Martha
Medeiros
Wesley Ramos é um
menino de 11 anos que mora nos arredores de Sorocaba, SP, e que foi
homenageado semana passada pela prefeitura da sua cidade por ter
devolvido uma bolsa à dona e tudo o que nela havia, documentos e
dinheiro inclusive. Foram concedidas honrarias públicas para o
menino honesto.
A cada vez que isso
é destacado no jornal, me sinto uma extraterrestre. Viver num país
onde os atos que deveriam ser corriqueiros viram manchete é um
sintoma da nossa deterioração moral.
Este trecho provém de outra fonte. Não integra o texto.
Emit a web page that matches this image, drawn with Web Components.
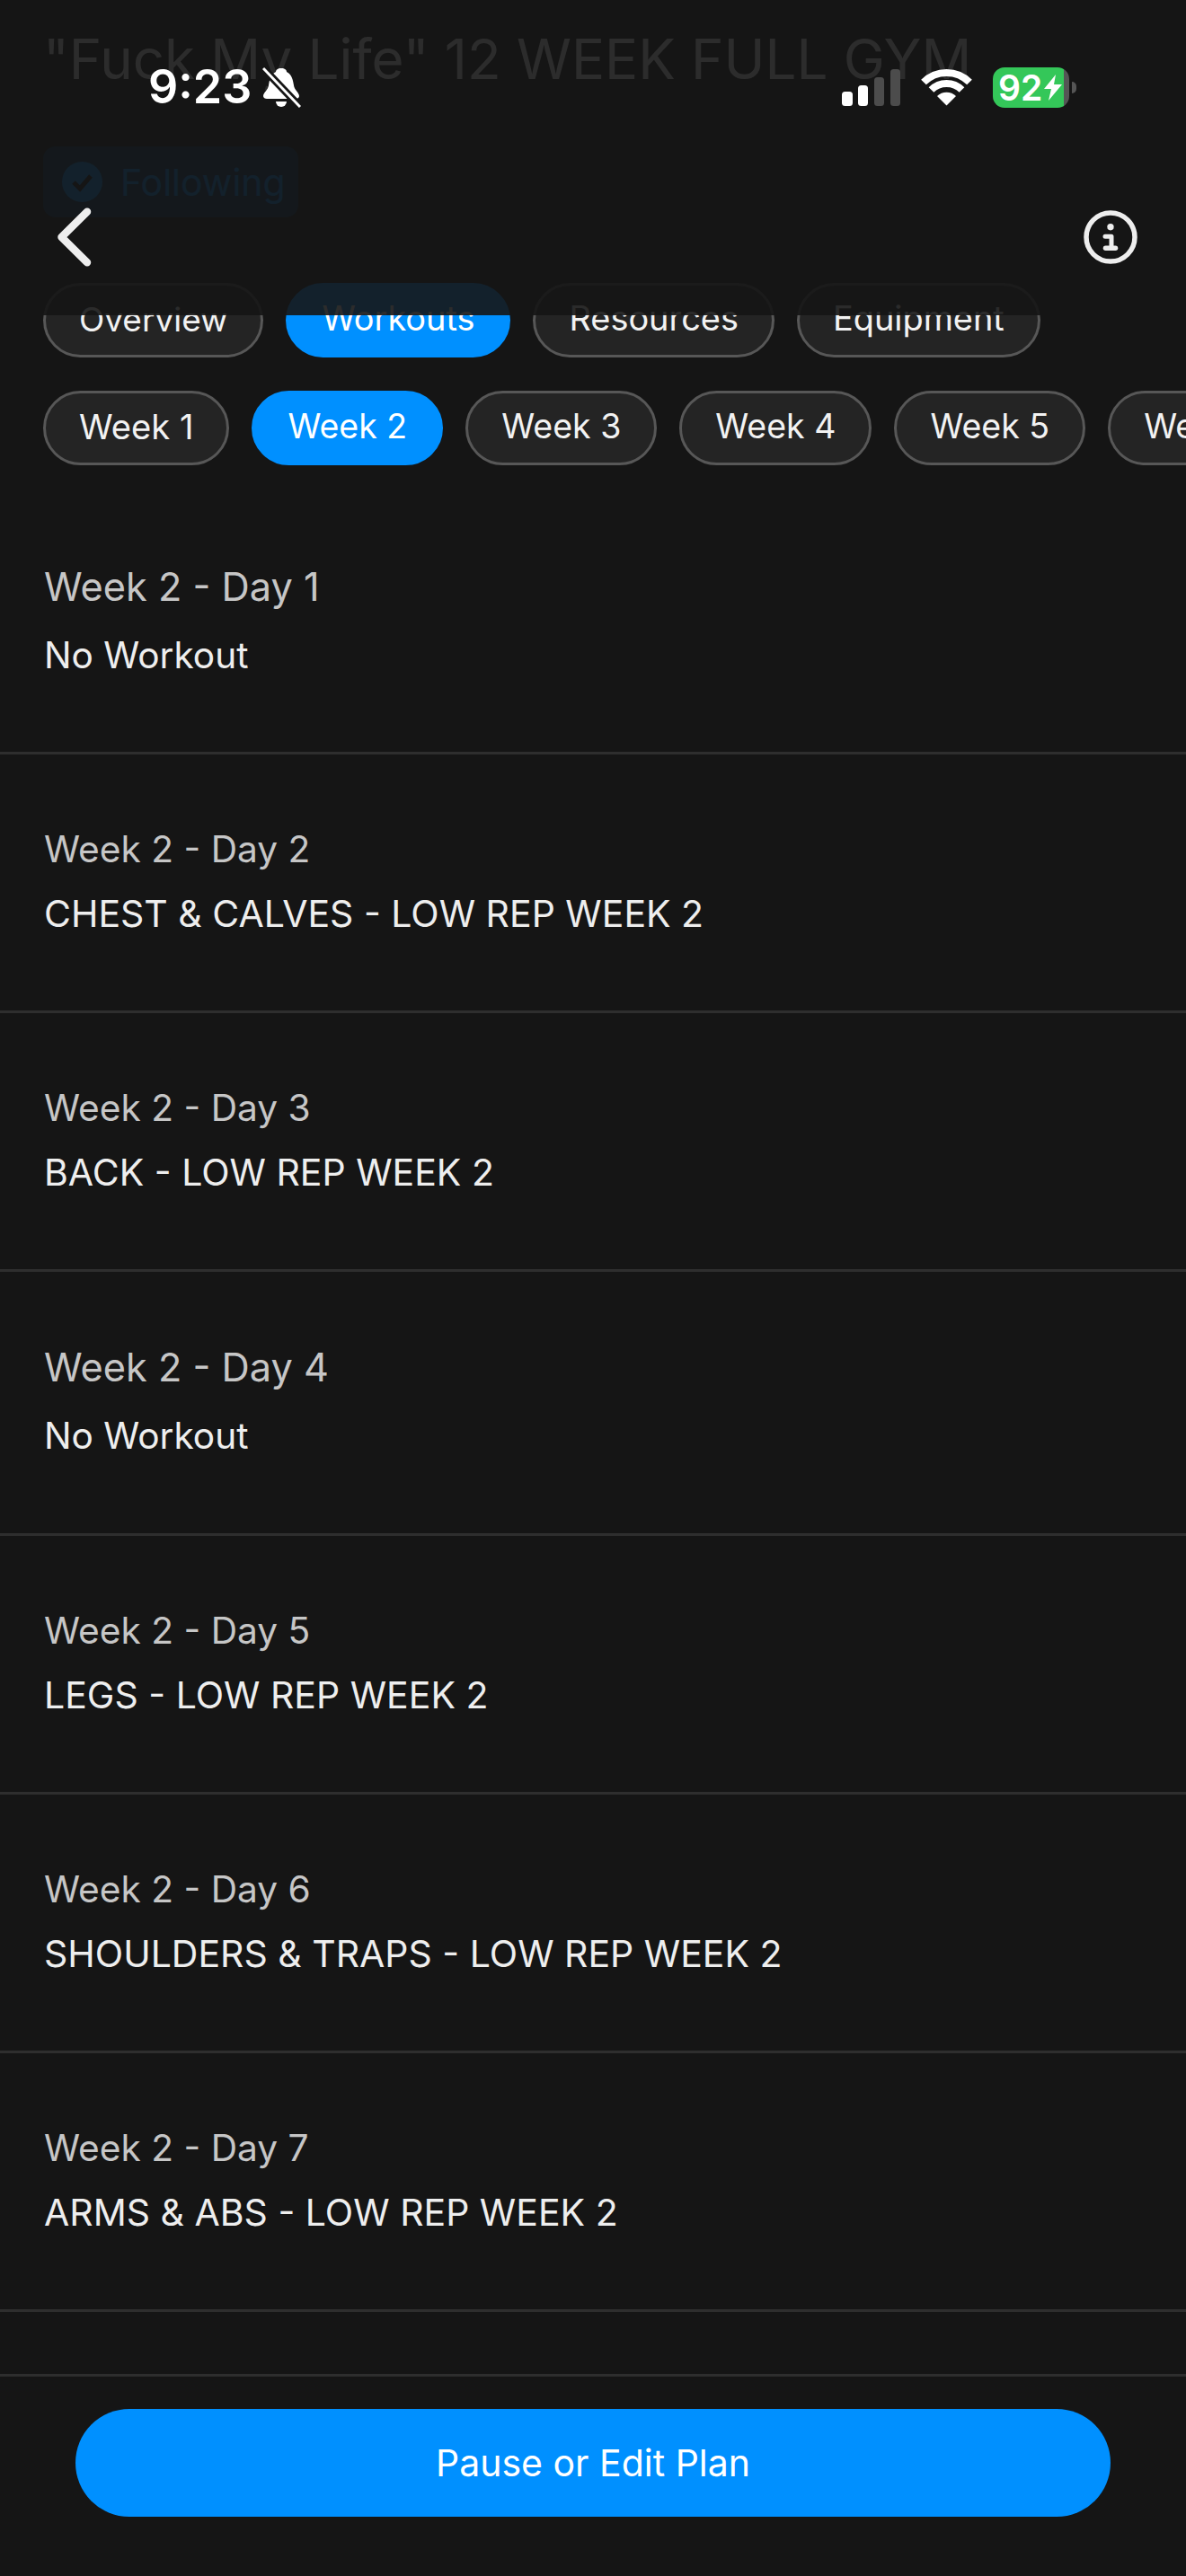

No jornalismo, existe uma
máxima que diz que notícia não é um cachorro morder uma pessoa, e
sim uma pessoa morder um cachorro. Wesley, que devolveu o que não
era seu, mordeu um cachorro.
O comum tornou-se
incomum porque nos habituamos a tomar atitudes desconectadas da ordem
social. Na hora de bravatear, somos todos imaculados, os reis do
gogó, que salivam de prazer ao apontar as falhas dos outros, mas, na
hora de seguir a lei dos homens, refutamos a coletividade e tratamos
de seguir nossa própria lei. E a lei de cada um é a lei de ninguém.
A estrada, o lugar
mais superpovoado do verão, oferece um demonstrativo desse "cada
um por si" que leva a catástrofes. A faixa amarela contínua
serve para os outros, não para o super-herói do volante que enxerga
mais longe e melhor do que os engenheiros de trânsito. Quantas doses
de álcool se pode beber antes de dirigir? Para a lei geral
estabelecida, nenhuma. Para a lei de cada um, o limite é decisão
pessoal.
Choramos pelos
mortos que ficam soterrados nas encostas por causa da chuva, mas
dai-nos um terreninho em cima do morro e com vista pro mar, Senhor, e
daremos um jeito de conseguir um alvará irregular.
A corrupção é
generalizada. Na hora de espinafrar os Arrudas que surgem na tevê,
somos todos anjos, mas quando surge uma oportunidade de facilitar o
nosso lado, de encurtar caminhos, mesmo agindo incorretamente, não
existe lei, não existe ética, existe apenas uma oportunidade que
não se pode desperdiçar, coisa pequena, que mal há?
Honestidade e ética
dependem unicamente do ponto de vista do cidadão: quando ele enxerga
o outro fazendo mal, condena. Quando é ele que age mal, o mal deixa
de existir, é apenas uma contingência. Essa miopia se corrige como?
Ninguém está imune
a erros, mas seria um alívio se nossos erros se mantivessem na
esfera particular. Quando agimos como cidadãos responsáveis pelo
bem público, o erro de caso pensado deveria ser um crime. Aliás, é
crime. Mas somos hipócritas demais e há muito que invertemos os
princípios básicos da cidadania. Wesley foi homenageado por não
ser mais um a inventar a sua própria lei, e sim por ainda acreditar
na lei de todos.
Fonte:
Jornal "Zero Hora" nº. 16214, 13/1/2010.